--- start COLLECTED DATA ---
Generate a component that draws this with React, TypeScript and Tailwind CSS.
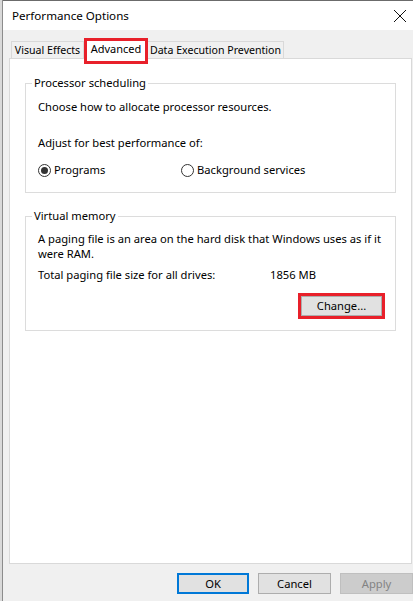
import React from "react";

function Radio({ checked }: { checked?: boolean }) {
  return (
    <span className="w-[13px] h-[13px] rounded-full border border-[#333333] bg-white flex items-center justify-center">
      {checked && <span className="w-[7px] h-[7px] rounded-full bg-[#333333]" />}
    </span>
  );
}

export default function App() {
  return (
    <div
      className="w-[413px] h-[601px] flex bg-[#f0f0f0] text-black text-[11.2px] overflow-hidden"
      style={{ fontFamily: '"Noto Sans", "Open Sans", sans-serif' }}
    >
      <div className="w-[3px] h-full bg-[#d9d9d9] border-r border-[#8c8c8c]" />
      <div className="flex-1 flex flex-col">
        {/* title bar */}
        <div className="h-[30px] bg-white flex items-center pl-[9px] pr-[5px] border-t border-[#6b6b6b]">
          <span className="text-[11.6px] leading-none">Performance Options</span>
          <div className="ml-auto w-[14px] h-[14px] mr-[1px]">
            <svg width="14" height="14" viewBox="0 0 14 14">
              <path d="M1 1 L13 13 M13 1 L1 13" stroke="#111" strokeWidth="1" />
            </svg>
          </div>
        </div>
        {/* tabs */}
        <div className="pt-[10px] pl-[6px] flex flex-col flex-1">
          <div className="flex items-end h-[18px] pl-[2px] relative z-10 whitespace-nowrap text-[10.6px]">
            <div className="shrink-0 w-[73px] h-[17px] border border-b-0 border-[#d9d9d9] bg-[#f0f0f0] flex items-center justify-center leading-none">
              Visual Effects
            </div>
            <div className="shrink-0 relative w-[64px] h-[20px] -mb-[1px] border border-b-0 border-[#d9d9d9] bg-white flex items-center justify-center leading-none pb-[2px] text-[11px]">
              Advanced
              <span className="absolute left-[-1px] right-[-1px] top-[-2px] h-[26px] border-[3px] border-[#e8202a]" />
            </div>
            <div className="shrink-0 w-[136px] h-[17px] border border-b-0 border-l-0 border-[#d9d9d9] bg-[#f0f0f0] flex items-center justify-center leading-none">
              Data Execution Prevention
            </div>
          </div>
          <div className="h-[506px] bg-white border border-[#d9d9d9] mr-[1px] pt-[17px] px-[15px]">
            <fieldset className="border border-[#dcdcdc] h-[117px] p-0">
              <legend className="ml-[6px] px-[2px] leading-[14px]">Processor scheduling</legend>
              <div className="pl-[12px] pr-[8px]">
                <div className="mt-[9px] leading-[16px]">Choose how to allocate processor resources.</div>
                <div className="mt-[20px] leading-[16px]">Adjust for best performance of:</div>
                <div className="mt-[11px] flex items-center leading-[16px]">
                  <div className="flex items-center gap-[3px] w-[143px]">
                    <Radio checked />
                    <span>Programs</span>
                  </div>
                  <div className="flex items-center gap-[3px]">
                    <Radio />
                    <span>Background services</span>
                  </div>
                </div>
              </div>
            </fieldset>
            <fieldset className="mt-[16px] border border-[#dcdcdc] h-[122px] p-0">
              <legend className="ml-[6px] px-[2px] leading-[14px]">Virtual memory</legend>
              <div className="pl-[12px] pr-[8px]">
                <div className="mt-[8px] leading-[15px]">
                  A paging file is an area on the hard disk that Windows uses as if it were RAM.
                </div>
                <div className="mt-[6px] flex leading-[16px]">
                  <span className="w-[232px]">Total paging file size for all drives:</span>
                  <span>1856 MB</span>
                </div>
                <div className="mt-[10px] flex justify-end pr-[2px]">
                  <div className="border-[3px] border-[#e8202a]">
                    <button className="w-[81px] h-[20px] bg-[#e1e1e1] border border-[#adadad] flex items-center justify-center leading-none">
                      Change...
                    </button>
                  </div>
                </div>
              </div>
            </fieldset>
          </div>
          <div className="flex justify-end gap-[9px] mt-[9px]">
            <button className="w-[72px] h-[21px] bg-[#e1e1e1] border-2 border-[#0078d7] flex items-center justify-center leading-none">
              OK
            </button>
            <button className="w-[73px] h-[21px] bg-[#e1e1e1] border border-[#adadad] flex items-center justify-center leading-none">
              Cancel
            </button>
            <button className="w-[73px] h-[21px] bg-[#cccccc] border border-[#bfbfbf] text-[#838383] flex items-center justify-center leading-none">
              Apply
            </button>
          </div>
        </div>
      </div>
    </div>
  );
}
--- end COLLECTED DATA ---
__WORK TO DO__
The data above should be repeated exactly, minus any pictures.

__FINAL RESULT__
Generate a component that draws this with React, TypeScript and Tailwind CSS.
import React from "react";

function Radio({ checked }: { checked?: boolean }) {
  return (
    <span className="w-[13px] h-[13px] rounded-full border border-[#333333] bg-white flex items-center justify-center">
      {checked && <span className="w-[7px] h-[7px] rounded-full bg-[#333333]" />}
    </span>
  );
}

export default function App() {
  return (
    <div
      className="w-[413px] h-[601px] flex bg-[#f0f0f0] text-black text-[11.2px] overflow-hidden"
      style={{ fontFamily: '"Noto Sans", "Open Sans", sans-serif' }}
    >
      <div className="w-[3px] h-full bg-[#d9d9d9] border-r border-[#8c8c8c]" />
      <div className="flex-1 flex flex-col">
        {/* title bar */}
        <div className="h-[30px] bg-white flex items-center pl-[9px] pr-[5px] border-t border-[#6b6b6b]">
          <span className="text-[11.6px] leading-none">Performance Options</span>
          <div className="ml-auto w-[14px] h-[14px] mr-[1px]">
            <svg width="14" height="14" viewBox="0 0 14 14">
              <path d="M1 1 L13 13 M13 1 L1 13" stroke="#111" strokeWidth="1" />
            </svg>
          </div>
        </div>
        {/* tabs */}
        <div className="pt-[10px] pl-[6px] flex flex-col flex-1">
          <div className="flex items-end h-[18px] pl-[2px] relative z-10 whitespace-nowrap text-[10.6px]">
            <div className="shrink-0 w-[73px] h-[17px] border border-b-0 border-[#d9d9d9] bg-[#f0f0f0] flex items-center justify-center leading-none">
              Visual Effects
            </div>
            <div className="shrink-0 relative w-[64px] h-[20px] -mb-[1px] border border-b-0 border-[#d9d9d9] bg-white flex items-center justify-center leading-none pb-[2px] text-[11px]">
              Advanced
              <span className="absolute left-[-1px] right-[-1px] top-[-2px] h-[26px] border-[3px] border-[#e8202a]" />
            </div>
            <div className="shrink-0 w-[136px] h-[17px] border border-b-0 border-l-0 border-[#d9d9d9] bg-[#f0f0f0] flex items-center justify-center leading-none">
              Data Execution Prevention
            </div>
          </div>
          <div className="h-[506px] bg-white border border-[#d9d9d9] mr-[1px] pt-[17px] px-[15px]">
            <fieldset className="border border-[#dcdcdc] h-[117px] p-0">
              <legend className="ml-[6px] px-[2px] leading-[14px]">Processor scheduling</legend>
              <div className="pl-[12px] pr-[8px]">
                <div className="mt-[9px] leading-[16px]">Choose how to allocate processor resources.</div>
                <div className="mt-[20px] leading-[16px]">Adjust for best performance of:</div>
                <div className="mt-[11px] flex items-center leading-[16px]">
                  <div className="flex items-center gap-[3px] w-[143px]">
                    <Radio checked />
                    <span>Programs</span>
                  </div>
                  <div className="flex items-center gap-[3px]">
                    <Radio />
                    <span>Background services</span>
                  </div>
                </div>
              </div>
            </fieldset>
            <fieldset className="mt-[16px] border border-[#dcdcdc] h-[122px] p-0">
              <legend className="ml-[6px] px-[2px] leading-[14px]">Virtual memory</legend>
              <div className="pl-[12px] pr-[8px]">
                <div className="mt-[8px] leading-[15px]">
                  A paging file is an area on the hard disk that Windows uses as if it were RAM.
                </div>
                <div className="mt-[6px] flex leading-[16px]">
                  <span className="w-[232px]">Total paging file size for all drives:</span>
                  <span>1856 MB</span>
                </div>
                <div className="mt-[10px] flex justify-end pr-[2px]">
                  <div className="border-[3px] border-[#e8202a]">
                    <button className="w-[81px] h-[20px] bg-[#e1e1e1] border border-[#adadad] flex items-center justify-center leading-none">
                      Change...
                    </button>
                  </div>
                </div>
              </div>
            </fieldset>
          </div>
          <div className="flex justify-end gap-[9px] mt-[9px]">
            <button className="w-[72px] h-[21px] bg-[#e1e1e1] border-2 border-[#0078d7] flex items-center justify-center leading-none">
              OK
            </button>
            <button className="w-[73px] h-[21px] bg-[#e1e1e1] border border-[#adadad] flex items-center justify-center leading-none">
              Cancel
            </button>
            <button className="w-[73px] h-[21px] bg-[#cccccc] border border-[#bfbfbf] text-[#838383] flex items-center justify-center leading-none">
              Apply
            </button>
          </div>
        </div>
      </div>
    </div>
  );
}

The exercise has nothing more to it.